Heat-washout and 133-xenon-washout are the two only methods that measure absolute BFR in ml (g·min)¯¹ in quantitative values. It takes from 1½ minute to 10 – 15 minutes to make a washout curve dependent on the flow rate – the fastest washout is from the thumb pulp, the slowest from a an atherosclerotic toe. With the heat-washout method it is possible to measure BFR in all skin areas, and heat-washout partly substitutes the 133-Xenon washout. A small disadvantage by using the heat-washout method is that BFR under the probe is increases slightly with the increasing probe temperature as the arterioles supplying the capillaries are temperature dependent, and consequently BFR is not measured at neutral/undisturbed skin temperature.
Other methods used for measuring skin blood flow such as laser Doppler measure the linear flow rate of red blood cells in an undefined depth in the measuring area, and furthermore the result is dependent on the amount of red blood cells. That is why laser Doppler can only be used at heart level and does not measure an absolute blood flow rate in ml (g·min)¯¹. Ankle- and toe blood pressure measure blood pressure locally and not BFR, and no of these methods are optimal when examining patients with atheromathosis/athesclerosis These vessels are stiff vessels and therefore the measured values are overestimated.
The advantages of using the heat-washout method are that it seems a better diagnostic tool, it has no side effects, causes no pain, no complications, and no risks. The only real alternative is radioactive 133-Xenon that is not available anymore. So far the heat-washout method has among others been used for diagnosing peripheral atherosclerosis, measuring the presence or absence of a veno-arteriolar reflex in patients with diabetes, and at the moment it is being used for measuring BFR in patients with and without diabetes with foot ulcers. The perspectives seem wide and the heat-washout method seems especially useful in diagnosing and controlling patients with peripheral atheromatosis/atherosclerosis with and without diabetes.
Figure 1. A (left): Device for measuring heat-washout.

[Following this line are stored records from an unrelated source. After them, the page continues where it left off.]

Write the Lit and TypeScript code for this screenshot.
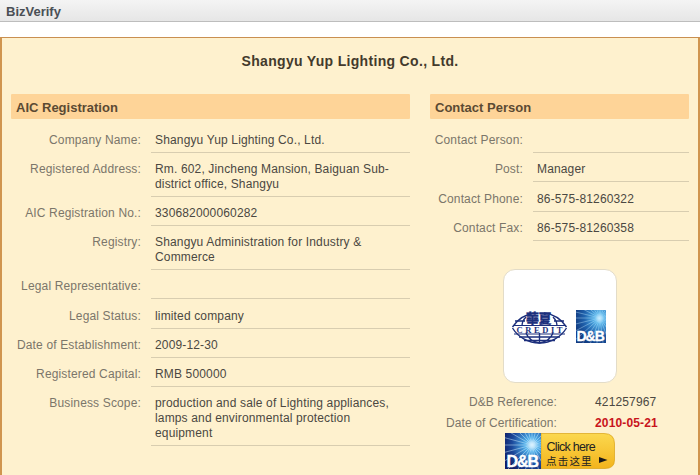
import { LitElement, html, css, svg } from "lit";
import { customElement } from "lit/decorators.js";

const aic: [string, string, boolean?][] = [
  ["Company Name:", "Shangyu Yup Lighting Co., Ltd."],
  ["Registered Address:", "Rm. 602, Jincheng Mansion, Baiguan Sub-district office, Shangyu"],
  ["AIC Registration No.:", "330682000060282"],
  ["Registry:", "Shangyu Administration for Industry & Commerce"],
  ["Legal Representative:", ""],
  ["Legal Status:", "limited company", true],
  ["Date of Establishment:", "2009-12-30"],
  ["Registered Capital:", "RMB 500000"],
  ["Business Scope:", "production and sale of Lighting appliances, lamps and environmental protection equipment"],
];
const contact: [string, string, boolean?][] = [
  ["Contact Person:", ""],
  ["Post:", "Manager"],
  ["Contact Phone:", "86-575-81260322", true],
  ["Contact Fax:", "86-575-81260358"],
];

const rays = (cx: number, cy: number, r: number, n: number, w: number, c: string) =>
  Array.from({ length: n }, (_, i) => {
    const a = (i / n) * Math.PI * 2;
    return svg`<line x1=${cx} y1=${cy} x2=${cx + Math.cos(a) * r} y2=${cy + Math.sin(a) * r} stroke=${c} stroke-width=${w}/>`;
  });

@customElement("app-root")
export class AppRoot extends LitElement {
  static styles = css`
    :host { display: block; width: 700px; height: 475px; overflow: hidden; font-family: "Liberation Sans", Arial, sans-serif; font-size: 12px; letter-spacing: .15px; background: #fff; }
    .top { height: 21px; border-bottom: 1px solid #bdbdbd; background: linear-gradient(#f4f4f4, #e6e6e6); padding-left: 6px; font-weight: bold; font-size: 13px; line-height: 23px; color: #4a4f55; letter-spacing: 0; }
    .panel { margin-top: 15px; height: 440px; box-sizing: border-box; border-top: 1px solid #c98f50; border-left: 2px solid #d0954f; border-right: 2px solid #d0954f; background: #fef1ce; padding: 0 9px; }
    h1 { margin: 0; padding-top: 15px; height: 56px; box-sizing: border-box; text-align: center; font-size: 14px; line-height: 16px; color: #433a2c; letter-spacing: .32px; }
    .cols { display: flex; gap: 20px; }
    .left { width: 399px; }
    .right { width: 259px; }
    h2 { margin: 0 0 5px; height: 25px; border-radius: 1px; background: #fed498; padding-left: 5px; font-size: 13px; line-height: 27px; color: #5b4a33; letter-spacing: 0; }
    .row { display: grid; column-gap: 10px; }
    .left .row { grid-template-columns: 130px 259px; }
    .right .row { grid-template-columns: 93px 156px; }
    .k { text-align: right; color: #7b766a; padding-top: 9px; line-height: 15px; letter-spacing: .15px; }
    .v { border-bottom: 1px solid #d8cdb0; padding: 9px 6px 4px 4px; line-height: 15px; color: #4b4842; min-height: 15px; }
    .row.low .k { padding-top: 10px; }
    .row.low .v { padding-top: 10px; }
    .cert { display: flex; flex-direction: column; align-items: center; }
    .logo { box-sizing: border-box; width: 114px; height: 114px; margin: 28px 0 0 1px; padding-top: 3px; border: 1px solid #e3dcc8; border-radius: 12px; background: #fff; display: flex; align-items: center; justify-content: center; }
    .meta { align-self: stretch; display: grid; grid-template-columns: 127px 132px; margin-top: 12px; line-height: 15px; row-gap: 6px; }
    .meta .mk { text-align: right; color: #7b766a; letter-spacing: .1px; }
    .meta .mv { padding-left: 38px; color: #4b4842; }
    .meta .red { color: #c8141c; font-weight: bold; }
    .btn { display: block; width: 110px; height: 36px; margin: 2px 0 0 1px; cursor: pointer; }
    svg { display: block; }
    .lt { font-family: "Liberation Serif", serif; font-size: 8.5px; fill: #1c2f7c; font-weight: bold; letter-spacing: 0; }
    .lc { font-family: "Noto Sans CJK TC", sans-serif; font-size: 13px; font-weight: 900; fill: #1c2f7c; stroke: #1c2f7c; stroke-width: .35px; letter-spacing: -.5px; }
    .db { font-family: "Liberation Sans", sans-serif; font-weight: bold; fill: #fff; stroke: #fff; stroke-width: .3px; letter-spacing: -1px; }
    .bt { font-family: "Liberation Sans", sans-serif; font-size: 12.5px; fill: #222; letter-spacing: -.7px; }
    .bc { font-family: "Noto Sans CJK SC", sans-serif; font-size: 10.5px; fill: #222; letter-spacing: 1.2px; }
  `;

  private rows(list: [string, string, boolean?][]) {
    return list.map(([k, v, low]) => html`<div class="row ${low ? "low" : ""}"><div class="k">${k}</div><div class="v">${v}</div></div>`);
  }

  render() {
    return html`
      <div class="top">BizVerify</div>
      <div class="panel">
        <h1>Shangyu Yup Lighting Co., Ltd.</h1>
        <div class="cols">
          <div class="left"><h2>AIC Registration</h2>${this.rows(aic)}</div>
          <div class="right">
            <h2>Contact Person</h2>${this.rows(contact)}
            <div class="cert">
              <div class="logo">
                <svg width="98" height="37" viewBox="0 0 98 37">
                  <defs>
                    <clipPath id="sq"><rect x="65" y="1" width="30" height="33"/></clipPath>
                    <radialGradient id="g1" cx=".78" cy=".25" r=".85"><stop offset="0" stop-color="#d8f2ff"/><stop offset=".18" stop-color="#55b4ea"/><stop offset=".6" stop-color="#1f62ad"/><stop offset="1" stop-color="#123a80"/></radialGradient>
                  </defs>
                  <g fill="none" stroke="#1c2f7c" stroke-width="1.4">
                    <path d="M1.500 18C7 10 15 5 24 4M33 4C43 5 50 10 55.500 18M1.500 19C7 28 17 34 28.500 34C40 34 50 28 55.500 19"/>
                    <path d="M15 8C12 11 11 14 11 17M42 8C45 11 46 14 46 17M15 24C17 29 22 33 28.500 34C35 33 40 29 42 24M28.500 24V34M4 12H14M43 12H53M8 28H49M13 31.500H44"/>
                  </g>
                  <rect x="3" y="16" width="51" height="1" fill="#1c2f7c"/>
                  <rect x="3" y="24.500" width="51" height="1" fill="#1c2f7c"/>
                  <text class="lc" x="15" y="14">華夏</text>
                  <text class="lt" x="5.500" y="23.500" textLength="46">CREDIT</text>
                  <rect x="65" y="1" width="30" height="33" fill="url(#g1)"/>
                  <g clip-path="url(#sq)" opacity=".5">${rays(89, 9, 40, 26, 0.8, "#bfe8ff")}</g>
                  <text class="db" x="65.500" y="32" font-size="14">D&amp;B</text>
                </svg>
              </div>
              <div class="meta">
                <div class="mk">D&amp;B Reference:</div><div class="mv">421257967</div>
                <div class="mk">Date of Certification:</div><div class="mv red">2010-05-21</div>
              </div>
              <svg class="btn" viewBox="0 0 110 36">
                <defs>
                  <clipPath id="bq"><rect x="0" y="0" width="36" height="36"/></clipPath>
                  <linearGradient id="y" x1="0" y1="0" x2="0" y2="1"><stop offset="0" stop-color="#fbd84f"/><stop offset="1" stop-color="#f3b41c"/></linearGradient>
                  <radialGradient id="b" cx=".75" cy=".33" r=".85"><stop offset="0" stop-color="#f0faff"/><stop offset=".22" stop-color="#4fb0ea"/><stop offset=".65" stop-color="#1c4a9c"/><stop offset="1" stop-color="#0e1c66"/></radialGradient>
                </defs>
                <path d="M36 .5H99Q109.500 .5 109.500 11V27Q109.500 35.500 100 35.500H36Z" fill="url(#y)" stroke="#d9a214" stroke-width=".7"/>
                <rect x="0" y="0" width="36" height="36" fill="url(#b)"/>
                <g clip-path="url(#bq)" opacity=".6">${rays(27, 12, 36, 24, 0.8, "#cfeeff")}</g>
                <text class="db" x="1.500" y="34" font-size="16">D&amp;B</text>
                <text class="bt" x="41.500" y="17.500">Click here</text>
                <text class="bc" x="41" y="31.500">点击这里</text>
                <path d="M94 24L102.500 27L94 30Z" fill="#1a1a1a"/>
              </svg>
            </div>
          </div>
        </div>
      </div>
    `;
  }
}
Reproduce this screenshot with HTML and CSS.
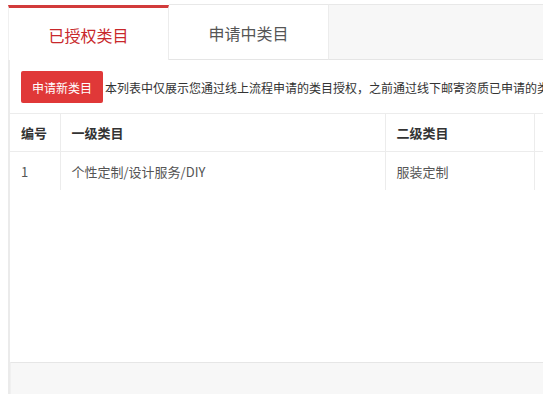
FILE: index.html
```html
<!DOCTYPE html>
<html lang="zh-CN">
<head>
<meta charset="utf-8">
<title>类目授权</title>
<link rel="stylesheet" href="styles.css">
</head>
<body>
<div class="page">
  <div class="tabs">
    <div class="tab tab-active">已授权类目</div>
    <div class="tab">申请中类目</div>
    <div class="tab-fill"></div>
  </div>
  <div class="panel">
    <div class="panel-body">
      <div class="toolbar">
        <button class="btn-primary">申请新类目</button>
        <span class="note">本列表中仅展示您通过线上流程申请的类目授权，之前通过线下邮寄资质已申请的类目授权不在此列表中展示</span>
      </div>
      <table class="grid">
        <colgroup>
          <col class="c-no">
          <col class="c-first">
          <col class="c-second">
          <col class="c-rest">
        </colgroup>
        <thead>
          <tr><th>编号</th><th>一级类目</th><th>二级类目</th><th></th></tr>
        </thead>
        <tbody>
          <tr><td>1</td><td>个性定制/设计服务/DIY</td><td>服装定制</td><td></td></tr>
        </tbody>
      </table>
    </div>
    <div class="panel-foot"></div>
  </div>
</div>
</body>
</html>
```
FILE: styles.css
```css
html, body {
  margin: 0;
  padding: 0;
  overflow: hidden;
  background: #fff;
}
body {
  font-family: "Noto Sans CJK SC", "Liberation Sans", sans-serif;
  color: #333;
}
.page {
  width: 900px;
  padding: 4px 0 0 8px;
}
.tabs {
  display: flex;
  height: 56px;
}
.tab {
  width: 160px;
  box-sizing: border-box;
  border-top: 1px solid #e8e8e8;
  border-right: 1px solid #ececec;
  border-bottom: 1px solid #e5e5e5;
  background: #fff;
  font-size: 16px;
  color: #555;
  display: flex;
  align-items: center;
  justify-content: center;
  padding-top: 2px;
}
.tab-active {
  width: 161px;
  margin-top: 1px;
  border-top: 3px solid #d23b3b;
  border-left: 1px solid #f0f0f0;
  border-right: 1px solid #ececec;
  border-bottom: none;
  color: #c8282b;
}
.tab-fill {
  flex: 1;
  background: #f7f7f7;
  border-top: 1px solid #e8e8e8;
  border-bottom: 1px solid #e5e5e5;
}
.panel {
  border-left: 2px solid #ebebeb;
}
.panel-body {
  height: 302px;
  box-sizing: border-box;
}
.toolbar {
  display: flex;
  align-items: center;
  gap: 2px;
  padding: 11px 0 0 11px;
  height: 32px;
  white-space: nowrap;
}
.btn-primary {
  width: 82px;
  height: 32px;
  border: none;
  border-radius: 2px;
  background: #e03838;
  color: #fff;
  font-family: inherit;
  font-size: 12px;
  padding: 0;
}
.note {
  font-size: 12px;
  color: #333;
}
.grid {
  margin-top: 10px;
  border-collapse: collapse;
  table-layout: fixed;
  width: 700px;
}
.c-no { width: 50px; }
.c-first { width: 325px; }
.c-second { width: 149px; }
.grid th, .grid td {
  text-align: left;
  padding: 0 11px;
  font-size: 13px;
  border-left: 1px solid #ececec;
}
.grid th:first-child, .grid td:first-child {
  border-left: none;
}
.grid th {
  height: 37px;
  font-weight: bold;
  color: #333;
  border-top: 1px solid #ececec;
  border-bottom: 1px solid #ececec;
}
.grid td {
  height: 38px;
  color: #555;
}
.panel-foot {
  height: 60px;
  background: #f7f7f7;
  border-top: 1px solid #e6e6e6;
  border-left: 1px solid #f0f0f0;
}
```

Probe mounted in the 1st toe; C (right): One single measurement of heat-washout.
Figure 2. The relationship between vibration perception threshold (V) and the size of the veno-arteriolar reflex (%) in 9 diabetic patients (•) and 9 healthy control subjects (m). Pearson’s test for linear correlation: r= -0.661, p=0.003 for all subjects and r= -0.492, p=0.178 for diabetic subjects only.
Figure 3. Blood flow rate response in the pulp of the 1st toe to lowering of the foot 50 cm below heart level in 9 type diabetic patients (DM), 7 patients with intermittent claudication (IC) and 7 healthy control subjects (control).
Figure 4. Measuring Blood Flow rate in a diabetic foot with a wound.